Brighton & Hove History
The Brighton and Hove area has enjoyed a long and varied history dating back to an original settlement in Neolithic times. By the 11th century the area was a fishing settlement and home to around 400 people.
In the early Medieval period the small village of Brighton developed into a town known as Bristelmestune thanks to a charter passed by King Edward II. This period was also the first time that Hove appeared in historical records. Earning a living from farming and fishing, the people of the area were mostly poor.
Under the rule of the Tudor monarchs the area continued to struggle with Brighton being almost destroyed twice, once by French raiders and then again by a fire. As well as these catastrophic events there were also several plague epidemics which swept across Sussex throughout the late sixteenth and early seventeeth centuries which hit the population hard. Despite these setbacks, Brighton had still become one of the most important Sussex towns by the start of the seventeeth century with a particularly important event taking place in 1651 when Charles II stayed in the town on his way to exile in France.

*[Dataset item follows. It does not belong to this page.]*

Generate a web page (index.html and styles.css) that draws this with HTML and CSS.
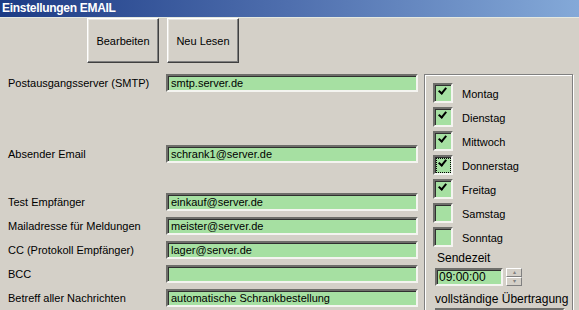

By the eighteenth century, the area had once more entered a period of decline, with a population of only 2000. The first decade of this century saw two powerful storms which caused widespread destruction and terrible damage to Brighton. It was not long however before the area would enjoy a renewed boost with the arrival of Dr Richard Russell. 1750 saw the rise of Dr Russell’s famed seawater cure – a rather unpleasant concoction of seawater mixed with cuttlefish bones, woodlice, crabs eyes, milk and bicarbonate of soda. Although it was no doubt revolting, people from all around were drawn to Brighton by promises of its healing properties.
Prince George, the Regent, particularly loved Brighton and after visiting the city in 1783 decided to make it his home. Around this time, Hove was also on the rise with family estates being built in the area. The Regency period was a time of great success for Brighton as the aristocracy and jet setting friends of the Prince Regent flocked to the newly fashionable area and many of the city’s iconic squares were built as well as the famous Royal Pavilion palace.
Queen Victoria brought an end to the royal connection to the area when she sold the Royal Pavilion in 1841 however the spread of the railways meant that the Victorian era still saw massive growth in tourism leading to the building of the aquarium and the piers among other structures.
Into the 20th century the area continued to develop as a tourist zone although this period is especially known for the mods and the rockers clashes of the 1960s. Brighton and Hove finally merged in 1997 and became a city in 2000. The area has recently invented itself with a quirky cosmopolitan image and although still popular with tourists, it has plenty to offer its resident population too.